The above offense is not the only offense for which administrative liability is threatened. The General Director may also be held liable for failure to comply with the provisions of labor legislation, in particular for failure to ensure occupational health and safety, or violations of fire safety rules, may also be held liable for unlawful actions in the rehabilitation and bankruptcy of legal entities, and for other possible administrative offenses.
  
In addition to administrative offenses, the General Director may commit more serious acts for which criminal liability may be provided. These may include liability for embezzlement or misappropriation of entrusted property, illegal entrepreneurship, issuing invoices without actual fulfillment of obligations, money laundering, driving to insolvency, as well as for other offenses related to property or committed in the sphere of economic activity.
   
Also, it should be borne in mind that, unlike other offenses, in cases where the General Director is found guilty of intentional bankruptcy in administrative or criminal proceedings, he will bear subsidiary liability to creditors in addition to administrative or criminal liability, depending on the gravity of the offense.
   
However, it should be borne in mind that in order to hold the General Director liable for the above offenses, it is necessary to prove his involvement in them, and that he committed illegal actions, including inaction, intentionally, in particular, it is necessary to prove his guilt.

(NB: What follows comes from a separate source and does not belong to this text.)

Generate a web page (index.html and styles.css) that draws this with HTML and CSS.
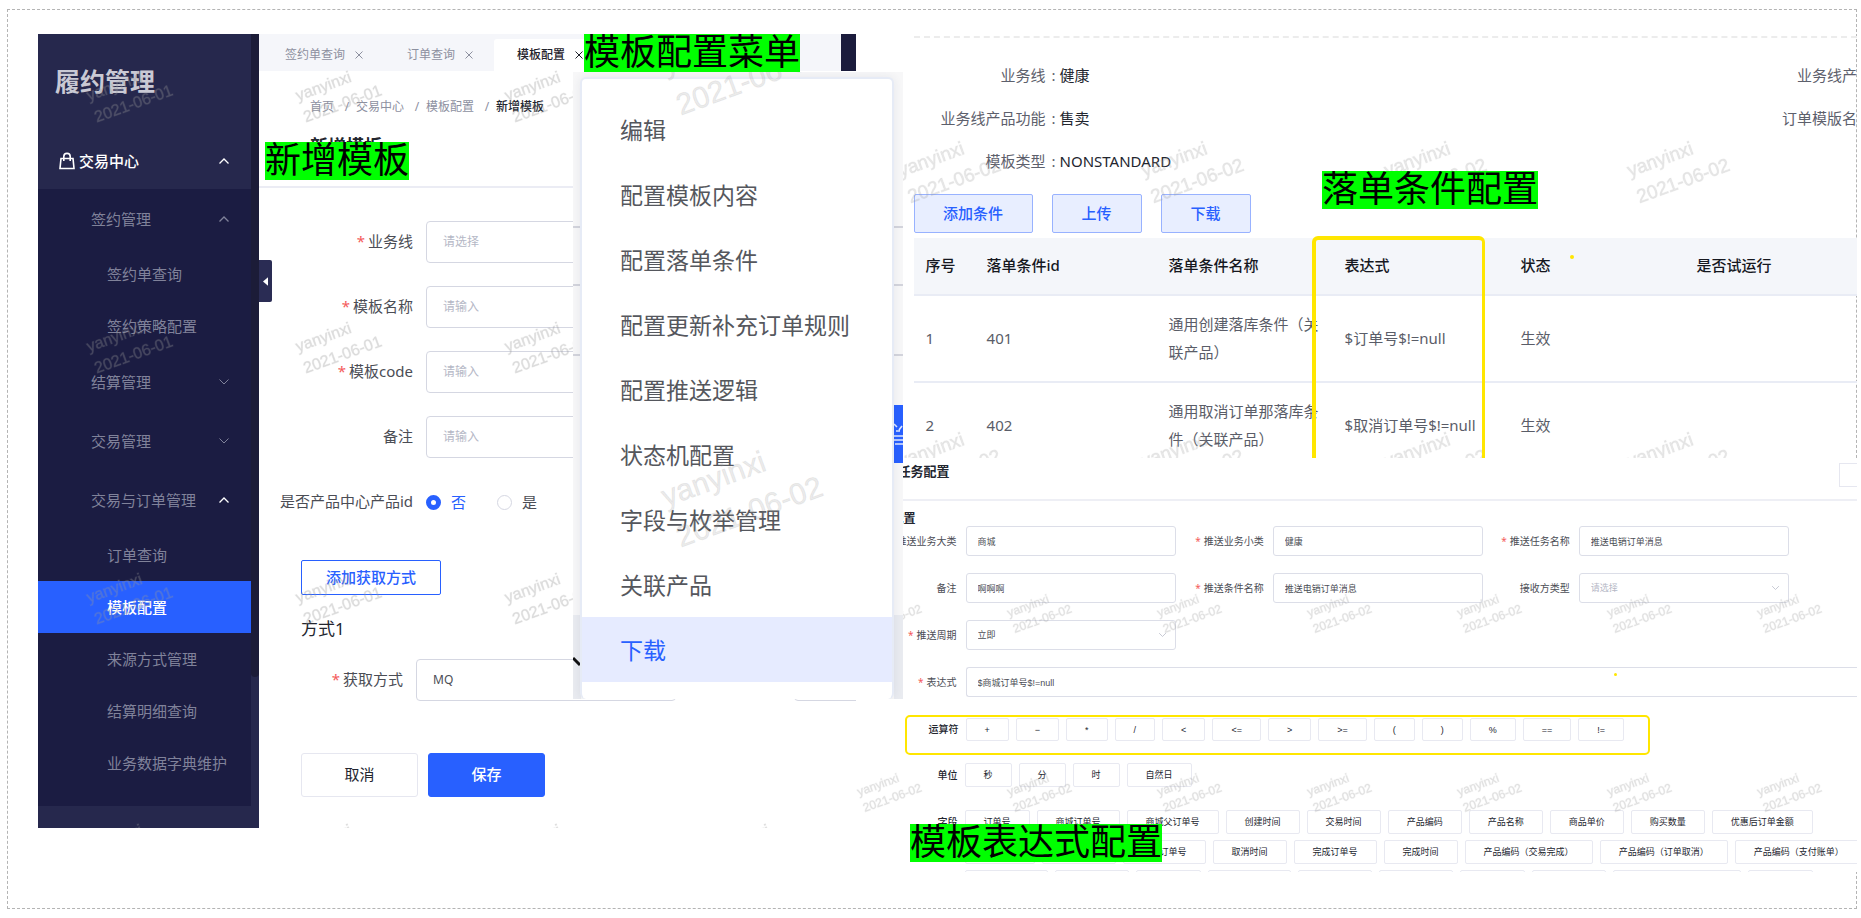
FILE: index.html
```html
<!DOCTYPE html>
<html lang="zh-CN">
<head>
<meta charset="utf-8">
<title>履约管理</title>
<link rel="stylesheet" href="styles.css">
</head>
<body>
<svg class="defs" aria-hidden="true">
  <symbol id="up" viewBox="0 0 12 8"><path d="M1.5 6.5 6 2l4.5 4.5" fill="none" stroke="currentColor" stroke-width="1.3"/></symbol>
  <symbol id="down" viewBox="0 0 12 8"><path d="M1.5 1.5 6 6l4.5-4.5" fill="none" stroke="currentColor" stroke-width="1"/></symbol>
  <symbol id="close" viewBox="0 0 8 8"><path d="M.5.5l7 7M7.5.5l-7 7" fill="none" stroke="currentColor" stroke-width="1"/></symbol>
</svg>
<main class="board">
  <section class="app">
    <aside class="sidebar">
      <nav class="nav">
        <div class="brand">履约管理</div>
        <button class="nav-top" type="button">
          <svg class="bag" viewBox="0 0 16 18"><path d="M2 6.5h12l1 10H1zM4.8 9V4.6a3.2 3.2 0 0 1 6.4 0V9" fill="none" stroke="#fff" stroke-width="1.6"/></svg>
          <span>交易中心</span><svg class="chev"><use href="#up"/></svg>
        </button>
        <div class="nav-list">
          <button class="nav-group" type="button">签约管理<svg class="chev"><use href="#up"/></svg></button>
          <a class="nav-leaf" href="#">签约单查询</a>
          <a class="nav-leaf" href="#">签约策略配置</a>
          <button class="nav-group" type="button">结算管理<svg class="chev"><use href="#down"/></svg></button>
          <button class="nav-group" type="button">交易管理<svg class="chev"><use href="#down"/></svg></button>
          <button class="nav-group open" type="button">交易与订单管理<svg class="chev"><use href="#up"/></svg></button>
          <a class="nav-leaf" href="#">订单查询</a>
          <a class="nav-leaf active" href="#">模板配置</a>
          <a class="nav-leaf" href="#">来源方式管理</a>
          <a class="nav-leaf" href="#">结算明细查询</a>
          <a class="nav-leaf" href="#">业务数据字典维护</a>
        </div>
      </nav>
      <div class="track"><div class="thumb"></div></div>
      <button class="collapse" type="button" aria-label="收起"><svg viewBox="0 0 6 10"><path d="M6 0v10L0 5z" fill="#fff"/></svg></button>
    </aside>
    <div class="work">
      <div class="tabs">
        <a class="tab" href="#">签约单查询<svg><use href="#close"/></svg></a>
        <a class="tab" href="#">订单查询<svg><use href="#close"/></svg></a>
        <a class="tab on" href="#">模板配置<svg><use href="#close"/></svg></a>
        <span class="tab-end"></span>
      </div>
      <header class="page-head">
        <nav class="crumbs"><a href="#">首页</a><i>/</i><a href="#">交易中心</a><i>/</i><a href="#">模板配置</a><i>/</i><b>新增模板</b></nav>
        <h1>新增模板</h1>
      </header>
      <form class="form">
        <div class="row"><label class="req" for="line">业务线</label><input id="line" placeholder="请选择"></div>
        <div class="row"><label class="req" for="name">模板名称</label><input id="name" placeholder="请输入"></div>
        <div class="row"><label class="req" for="code">模板code</label><input id="code" placeholder="请输入"></div>
        <div class="row"><label for="memo">备注</label><input id="memo" placeholder="请输入"></div>
        <div class="row"><span class="lab">是否产品中心产品id</span>
          <span class="radios"><label class="radio checked"><input type="radio" name="pc" checked>否</label><label class="radio"><input type="radio" name="pc">是</label></span>
        </div>
        <button class="btn-add" type="button">添加获取方式</button>
        <h2>方式1</h2>
        <div class="row way"><label class="req" for="way">获取方式</label><input id="way" value="MQ"><input class="next" aria-label="配置"></div>
        <div class="actions"><button type="button">取消</button><button class="primary" type="button">保存</button></div>
      </form>
    </div>
    <svg class="mark" aria-hidden="true">
      <pattern id="m1" width="209" height="251" patternUnits="userSpaceOnUse"><g transform="translate(51 67) rotate(-20)"><text font-size="16">yanyinxi</text><text y="23" font-size="16">2021-06-01</text></g></pattern>
      <rect width="100%" height="100%" fill="url(#m1)"/>
    </svg>
  </section>

  <div class="right">
    <section class="cond">
      <div class="dash"></div>
      <dl class="info">
        <div><dt>业务线<i>:</i></dt><dd>健康</dd><dt class="cut">业务线产</dt></div>
        <div><dt>业务线产品功能<i>:</i></dt><dd>售卖</dd><dt class="cut">订单模版名</dt></div>
        <div><dt>模板类型<i>:</i></dt><dd>NONSTANDARD</dd></div>
      </dl>
      <div class="tools"><button class="wide" type="button">添加条件</button><button type="button">上传</button><button type="button">下载</button></div>
      <table>
        <colgroup><col class="c1"><col class="c2"><col class="c3"><col class="c3"><col class="c3"><col></colgroup>
        <thead><tr><th>序号</th><th>落单条件id</th><th>落单条件名称</th><th>表达式</th><th>状态</th><th>是否试运行</th></tr></thead>
        <tbody>
          <tr><td>1</td><td>401</td><td>通用创建落库条件<span lang="zh-TW">（</span>关联产品<span lang="zh-TW">）</span></td><td>$订单号$!=null</td><td>生效</td><td></td></tr>
          <tr><td>2</td><td>402</td><td>通用取消订单那落库条件<span lang="zh-TW">（</span>关联产品<span lang="zh-TW">）</span></td><td>$取消订单号$!=null</td><td>生效</td><td></td></tr>
        </tbody>
      </table>
      <svg class="mark light" aria-hidden="true">
        <pattern id="m2" width="243" height="291" patternUnits="userSpaceOnUse"><g transform="translate(45 143) rotate(-20)"><text font-size="19">yanyinxi</text><text y="28" font-size="19">2021-06-02</text></g></pattern>
        <rect width="100%" height="100%" fill="url(#m2)"/>
      </svg>
      <div class="frame-col"></div>
      <div class="dot dot-a"></div>
    </section>

    <section class="task">
      <header class="task-head"><h2>推送任务配置</h2><button type="button" aria-label="返回"></button></header>
      <h3>配置</h3>
      <form class="task-form">
        <label class="req" for="t1">推送业务大类</label><input id="t1" value="商城">
        <label class="req" for="t2">推送业务小类</label><input id="t2" value="健康">
        <label class="req" for="t3">推送任务名称</label><input id="t3" value="推送电销订单消息">
        <label for="t4">备注</label><input id="t4" value="啊啊啊">
        <label class="req" for="t5">推送条件名称</label><input id="t5" value="推送电销订单消息">
        <label for="t6">接收方类型</label><span class="sel"><select id="t6" class="empty"><option>请选择</option></select><svg><use href="#down"/></svg></span>
        <label class="req first" for="t7">推送周期</label><span class="sel"><select id="t7"><option>立即</option></select><svg><use href="#down"/></svg></span>
        <label class="req first" for="t8">表达式</label><input id="t8" class="full" value="$商城订单号$!=null">
      </form>
      <div class="ops"><span class="cap">运算符</span><button>+</button><button>−</button><button>*</button><button>/</button><button>&lt;</button><button>&lt;=</button><button>&gt;</button><button>&gt;=</button><button>(</button><button>)</button><button>%</button><button>==</button><button>!=</button></div>
      <div class="chips units"><span class="cap">单位</span><button>秒</button><button>分</button><button>时</button><button>自然日</button></div>
      <div class="chips fields"><span class="cap">字段</span><button>订单号</button><button>商城订单号</button><button>商城父订单号</button><button>创建时间</button><button>交易时间</button><button>产品编码</button><button>产品名称</button><button>商品单价</button><button>购买数量</button><button>优惠后订单金额</button></div>
      <div class="chips more"><span class="cap"></span><span class="blank w70"></span><span class="blank w74"></span><button>取消订单号</button><button>取消时间</button><button>完成订单号</button><button>完成时间</button><button>产品编码（交易完成）</button><button>产品编码（订单取消）</button><button>产品编码（支付账单）</button></div>
      <div class="chips last"><span class="cap"></span><span class="blank w83"></span><span class="blank w74"></span><span class="blank w65"></span><span class="blank w83"></span><span class="blank w74"></span><span class="blank w74"></span><span class="blank w65"></span><span class="blank w74"></span><span class="blank w128"></span><span class="blank w65"></span></div>
      <svg class="mark light" aria-hidden="true">
        <pattern id="m3" width="150" height="179" patternUnits="userSpaceOnUse"><g transform="translate(3 159) rotate(-20)"><text font-size="12">yanyinxi</text><text y="17" font-size="12">2021-06-02</text></g></pattern>
        <rect width="100%" height="100%" fill="url(#m3)"/>
      </svg>
      <div class="dot dot-b"></div>
    </section>
  </div>

  <div class="shot">
    <svg class="behind" viewBox="0 0 330 627" aria-hidden="true">
      <rect y="543" width="8" height="84" fill="#e9ebf0"/><rect x="321" y="543" width="9" height="84" fill="#e9ebf0"/>
      <path d="M0 155h8M321 155h9M0 213h8M321 213h9M0 283h8M321 283h9" stroke="#d3d4dc" stroke-width="2"/>
      <path d="M0 586l7 7" stroke="#111" stroke-width="3"/>
      <rect x="321" y="333" width="9" height="58" fill="#2860ff"/>
      <path d="M321 364h9M321 368h9M322 372h8M321 352l3 3M326 358l3-4M323 359h4" stroke="#dfe7ff" stroke-width="1.6"/>
    </svg>
    <div class="menu">
      <button>编辑</button><button>配置模板内容</button><button>配置落单条件</button><button>配置更新补充订单规则</button><button>配置推送逻辑</button><button>状态机配置</button><button>字段与枚举管理</button><button>关联产品</button><button class="hot">下载</button>
    </div>
    <svg class="mark light" aria-hidden="true">
      <g transform="translate(93 3) rotate(-20)" font-size="30"><text>yanyinxi</text><text y="43">2021-06-02</text></g>
      <g transform="translate(93 435) rotate(-20)" font-size="30"><text>yanyinxi</text><text y="43">2021-06-02</text></g>
    </svg>
  </div>

  <strong class="note n1">新增模板</strong>
  <strong class="note n2">模板配置菜单</strong>
  <strong class="note n3">落单条件配置</strong>
  <strong class="note n4">模板表达式配置</strong>
</main>
</body>
</html>
```
FILE: styles.css
```css
* { box-sizing: border-box; margin: 0; padding: 0; }
body { padding: 9px 4px 8px 7px; background: #fff; color: #4b4d55; font: 15px/20px "Noto Sans", "Noto Sans CJK SC", sans-serif; }
button, input, select { font: inherit; color: inherit; background: none; border: 0; border-radius: 0; }
a { color: inherit; text-decoration: none; }
i { font-style: normal; }
svg { display: block; }
.defs { position: absolute; width: 0; height: 0; }

.board { position: relative; display: grid; grid-template-columns: 818fr 1001fr; align-items: start; border: 1px dashed #b4b4b4; padding: 24px 0 36px 30px; }

/* watermark layer */
.mark { position: absolute; inset: 0; width: 100%; height: 100%; pointer-events: none; font-family: "Liberation Sans", sans-serif; }
.mark text { fill: #969696; fill-opacity: .28; stroke: #969696; stroke-opacity: .12; stroke-width: 1; }
.light text { fill-opacity: .2; }

/* highlight notes */
.note { position: absolute; height: 38px; background: #0f0; color: #000; font: 400 36px/30px "Noto Sans CJK SC", sans-serif; white-space: nowrap; }
.n1 { left: 257px; top: 132px; }
.n2 { left: 576px; top: 24px; }
.n3 { left: 1314px; top: 161px; }
.n4 { left: 902px; top: 814px; }

/* left application */
.app { position: relative; display: flex; overflow: hidden; }
.sidebar { position: relative; display: flex; width: 221px; flex: none; background: #26284d; color: #80829a; }
.nav { flex: 1; }
.brand { height: 101px; padding: 0 17px 5px; color: #c9c9d4; font-size: 25px; font-weight: 700; line-height: 94px; }
.nav-top { display: flex; align-items: center; width: 100%; height: 54px; padding: 0 21px 2px; gap: 4px; color: #fff; font-weight: 500; }
.bag { width: 16px; height: 18px; }
.chev { width: 12px; height: 8px; margin-left: auto; }
.nav-list { background: #1b1c42; padding-bottom: 17px; }
.nav-group { display: flex; align-items: center; width: 100%; height: 59px; padding: 0 21px 0 53px; }
.open .chev { color: #fff; }
.nav-leaf { display: flex; align-items: center; height: 52px; padding-left: 69px; }
.nav-leaf.active { background: #2860ff; color: #fff; font-weight: 500; }
.track { width: 8px; flex: none; background: #26284d; }
.thumb { height: 81%; background: #1c1c38; border-radius: 0 0 5px 5px; }
.collapse { position: absolute; left: 221px; top: 226px; width: 13px; height: 42px; background: #2a2c54; border-radius: 0 2px 2px 0; display: flex; align-items: center; justify-content: center; }
.collapse svg { width: 5px; height: 9px; }

.work { flex: 1; min-width: 0; background: #fff; }
.tabs { display: flex; height: 37px; background: #f5f6fa; color: #8d909f; font-size: 12px; }
.tab { display: flex; align-items: center; gap: 10px; height: 37px; padding: 4px 18px 0 26px; margin-right: 3px; }
.tab svg { width: 8px; height: 8px; }
.tab + .tab { padding-left: 23px; }
.tab.on { margin-top: 5px; height: 32px; padding-top: 0; padding-bottom: 1px; background: #fff; color: #1f222b; border-radius: 3px 3px 0 0; font-weight: 500; }
.tab-end { width: 15px; margin-left: auto; background: #1b1c3c; }
.page-head { padding: 26px 0 28px 51px; border-bottom: 2px solid #ebecf4; }
.crumbs { display: flex; color: #8d909f; font-size: 12px; line-height: 20px; }
.crumbs i { width: 22px; text-align: center; padding-left: 4px; }
.crumbs b { color: #23262f; font-weight: 500; }
h1 { margin-top: 17px; font-size: 18px; line-height: 24px; color: #23262f; }
.form { padding: 33px 0 31px; }
.row { display: flex; align-items: center; height: 42px; gap: 13px; margin-bottom: 23px; }
.row > label, .lab { width: 154px; flex: none; text-align: right; white-space: nowrap; padding-bottom: 2px; }
.req::before { content: "*"; color: #f45b5b; margin-right: 3px; }
.row > input { width: 260px; height: 42px; flex: none; padding: 0 16px 1px; border: 1px solid #d5d7e2; border-radius: 4px; font-size: 12px; }
::placeholder { color: #b5b8c6; opacity: 1; }
.radios { display: flex; gap: 31px; }
.radio { display: flex; align-items: center; gap: 10px; }
.radio input { appearance: none; width: 15px; height: 15px; border: 1px solid #d5d7e2; border-radius: 50%; }
.radio input:checked { border: 5px solid #2860ff; }
.checked { color: #2860ff; }
.btn-add { display: block; width: 140px; height: 35px; margin: 37px 0 22px 42px; padding-bottom: 2px; border: 1px solid #2860ff; border-radius: 2px; color: #2860ff; font-weight: 500; }
.form h2 { margin: 0 0 18px 42px; font-size: 17px; line-height: 24px; font-weight: 400; color: #23262f; }
.way { margin-bottom: 52px; }
.row.way > label { width: 144px; }
.row > .next { margin-left: 105px; }
.actions { display: flex; gap: 10px; padding-left: 42px; }
.actions button { width: 117px; height: 44px; padding-bottom: 2px; border: 1px solid #e6e7f0; border-radius: 3px; color: #23262f; }
.actions .primary { background: #2860ff; border-color: #2860ff; color: #fff; font-weight: 500; }

/* menu capture */
.shot { position: absolute; left: 565px; top: 62px; width: 330px; height: 627px; background: #f7f7f8; overflow: hidden; }
.behind { position: absolute; inset: 0; width: 330px; height: 627px; }
.menu { position: relative; margin: 5px 9px 0 7px; height: 622px; padding-top: 18px; background: #fff; border: 2px solid #e6ebf6; border-bottom: 0; border-radius: 6px; box-shadow: 0 0 10px rgba(40, 50, 90, .08); display: flex; flex-direction: column; }
.menu button { height: 65px; flex: none; padding-left: 38px; text-align: left; font-size: 23px; line-height: 30px; color: #55575d; }
.menu .hot { background: #e6ebff; color: #2860ff; }

/* right column */
.right { margin-right: -1px; position: relative; min-width: 0; }
.cond { position: relative; height: 424px; padding: 2px 0 0 58px; overflow: hidden; }
.dash { border-top: 2px dashed #ececec; }
.info { padding-top: 15px; }
.info div { display: flex; height: 43px; align-items: center; }
.info dt { width: 142px; text-align: right; color: #5d606c; white-space: nowrap; }
.info dt i { margin-left: 6px; }
.info dd { flex: 1; padding-left: 4px; color: #23262f; }
.info .cut { width: 75px; }
.tools { display: flex; gap: 19px; margin: 12px 0 5px; }
.tools button { width: 90px; height: 39px; padding-bottom: 2px; border: 1px solid #98b2ff; border-radius: 2px; background: #e8eeff; color: #2860ff; font-weight: 500; }
.tools .wide { width: 119px; }
table { width: 100%; table-layout: fixed; border-collapse: collapse; line-height: 28px; color: #5a5d68; }
.c1 { width: 61px; } .c2 { width: 182px; } .c3 { width: 176px; }
th { height: 57px; background: #f4f6fa; color: #16181f; font-weight: 500; }
td { height: 87px; }
th, td { padding: 0 12px 2px; text-align: left; border-bottom: 2px solid #e9ecf5; }
td:first-child, th:first-child { padding-right: 0; }
td span { font-family: "Noto Sans CJK TC", sans-serif; line-height: 20px; }
.frame-col { position: absolute; left: 456px; top: 202px; width: 173px; height: 240px; border: 4px solid #ffe600; border-right-width: 3px; border-radius: 6px; }
.dot { position: absolute; background: #ffe600; border-radius: 50%; }
.dot-a { left: 714px; top: 221px; width: 4px; height: 4px; }
.dot-b { left: 758px; top: 215px; width: 3px; height: 3px; }

.task { position: relative; background: #fff; padding-left: 47px; height: 414px; overflow: hidden; font-size: 10px; line-height: 14px; }
.task-head { display: flex; justify-content: space-between; height: 43px; padding-top: 3px; margin-left: -47px; padding-left: 16px; border-bottom: 2px solid #eeeff5; }
.task-head h2 { font-size: 13px; line-height: 20px; color: #23262f; }
.task-head button { width: 18px; height: 24px; margin-top: 2px; border: 1px solid #e6e7f0; border-right: 0; }
h3 { margin: 11px 0 0 -11px; font-size: 12px; line-height: 14px; color: #23262f; }
.task-form { display: grid; grid-template-columns: 63px 210fr 97px 210fr 96px 210fr 68px; row-gap: 17px; }
.task-form > label { align-self: center; text-align: right; padding-right: 9px; white-space: nowrap; justify-self: end; }
.task-form > label:nth-of-type(3n+1) { grid-column: 1; }
.task-form .first { grid-column: 1; }
.task-form input, .sel select { width: 100%; height: 30px; min-width: 0; padding: 0 11px; border: 1px solid #dcdee8; border-radius: 3px; font-size: 9px; }
.task-form .full { grid-column: 2 / -1; border-right: 0; border-radius: 3px 0 0 3px; font-family: "Liberation Sans", "Noto Sans CJK SC", sans-serif; }
.sel { position: relative; }
.sel select { appearance: none; }
.sel .empty { color: #b5b8c6; }
.sel svg { position: absolute; right: 9px; top: 12px; width: 9px; height: 6px; color: #b5b8c6; }
.cap { flex: none; text-align: right; font-size: 10px; font-weight: 500; color: #23262f; }
.ops, .chips { display: flex; align-items: center; gap: 7px; white-space: nowrap; }
.ops { width: fit-content; height: 40px; margin: 18px 0 0 2px; padding: 1px 24px 12px 0; border: 2px solid #ffe600; border-radius: 5px; font-family: "Liberation Sans", "Noto Sans CJK SC", sans-serif; }
.ops .cap { width: 52px; }
.chips .cap { width: 55px; }
.ops button, .chips button, .blank { flex: none; height: 24px; padding: 0 18px; border: 1px solid #e8e9f1; border-radius: 2px; color: #23262f; font-size: 9px; line-height: 14px; }
.ops button { height: 23px; }
.units { margin-top: 8px; }
.fields { margin-top: 23px; }
.more, .last { margin-top: 6px; }
.w65 { width: 65px; } .w70 { width: 70px; } .w74 { width: 74px; } .w83 { width: 83px; } .w128 { width: 128px; }
.last { height: 2px; align-items: flex-start; overflow: hidden; }
```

In this regard, I would like to point out that the electronic digital signature (“EDS”) of the Partnership is issued to the General Director of the LLP. That is, all actions performed by the EDS of the LLP will be performed on behalf of the General Director and that is why he should treat the EDS responsibly and not transfer it to third parties.
  
In view of the above, it is clear that the liability of the General Director of an LLP is multifaceted and covers a wide range of duties, the breach of which may entail serious offenses. The General Director of the LLP must realize the full extent of his responsibility when making decisions and act in the interests of the LLP in good faith and reasonably, strictly complying with the law. Compliance with these conditions will reduce the risk of the General Director being held liable for any of the liabilities.